While President Jacob Zuma, in his state of the nation address, warned that the recession will affect the government’s ability to spend, public sector unions are waiting in the wings to demand better salaries from the state.
The looming wage-negotiation season will be the first real test for the relationship between labour and the Zuma government.
Government is expecting an easier negotiating season this year, but unions are saying they will not accept ”excuses” from the employer such as the recession.
Labour has, however, toned down talk of strikes and making the country ungovernable, saying these utterances should be seen as ”warnings” to government rather than ”threats”.

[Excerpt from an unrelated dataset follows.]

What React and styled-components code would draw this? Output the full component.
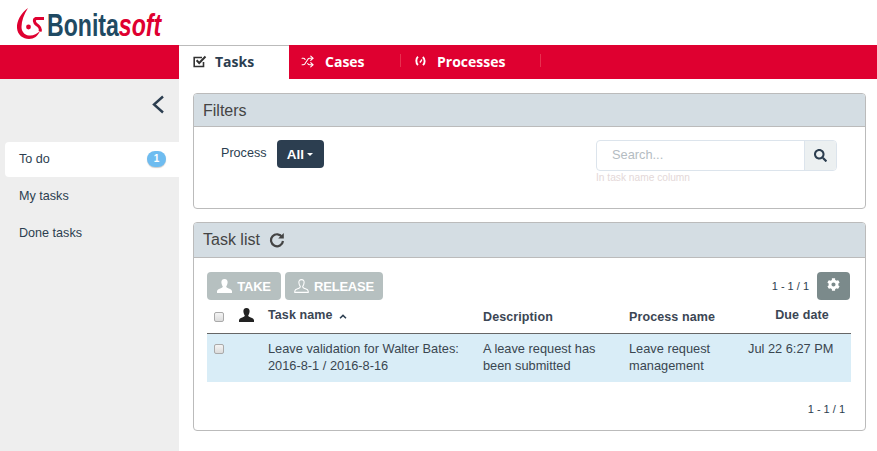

There was a broad expectation that the change in government leadership, both at presidential and ministerial level, would ease the relationship between government and labour. But the recession and problems with the implementation of the previous agreement signed between government and health workers in 2007 have put paid to that.
The occupation-specific dispensation (OSD) that former public service minister Geraldine Fraser-Moleketi put on the table at the 2007 negotiations to end the month-long public service strike ran into trouble from the word go. Implementation started with nurses, but some received a bigger salary adjustment than they should have while others were left out altogether.
”The perception that everything is well because the nurses’ OSD was implemented is wrong,” said Democratic Nursing Organisation of South Africa (Denosa) spokesperson Asanda Fongqo.
The OSD promised in 2007 for doctors has not yet been implemented and frustrated doctors have embarked on wildcat strikes.
Unions have issued threats to make the country ungovernable, but leaders say this was to maintain legitimacy with their constituency. ”We have to respond to our members who are restless, otherwise we lose credibility,” Cosatu general secretary Zwelinzima Vavi said.
Sizwe Pamla, spokesperson for the National Education Health and Allied Workers’ Union (Nehawu), said, ”[The threat of strikes] is more a warning than a threat. We issued a warning because we have to make government aware and make workers aware that their concerns are being taken into consideration.”
Trade unions are now more wary of government, Fongqo said, and to avoid a repeat of the mistakes made in the 2007 wage negotiations Denosa has set out to do its own research before the negotiations start. ”Government needs to make sure that their house is in order before they come to the negotiations table. The OSD had problems because the health department under-budgeted for it.”
Although the effect of the recession on government’s spending capacity cannot be ignored, unions feel Zuma threw industries a lifeline in his address to help ease the strain.
”There were measures announced to deal with the recession,” Fongqo said. ”So we are saying don’t use the recession as something to hide behind.”
But government is upbeat that the negotiation season will be more constructive than it has been in the past. Public officials experienced in wage negotiations cite the new-found trust between the government and the trade unions following the election campaign as a basis for fruitful negotiations.
”The willingness that there is now to listen is amazing. It is now negotiating season, so it is usual to find the rhetoric, emotions running high, but people are realistic. Although much noise is made, people are actually saying, please listen to us. We are talking every day, we are making progress,” said one official.
Government officials expect the negotiating parties to be less hostile to each other because labour has proved its loyalty to the ANC while government is seeing the labour movement in a different light.
”A couple of months ago things were different,” one official said. ”Unions felt sidelined, they were not taken seriously. They said the previous regime does not listen to them. Unions are beginning to say this is not an anti-labour government and government is seeing they are not the type of trade union that is hell-bent on chaos.
”The government may have previously had the attitude that they demand too much. Now both sides are finding each other and there is a whole change in the leadership style on both sides. You can’t ignore that the trade unions played a significant role in the overwhelming number of votes the ANC received in the last elections.”
The new wage negotiation season is due to start in July, but insiders say it will probably not take off until the issue of the OSD for doctors has been clarified.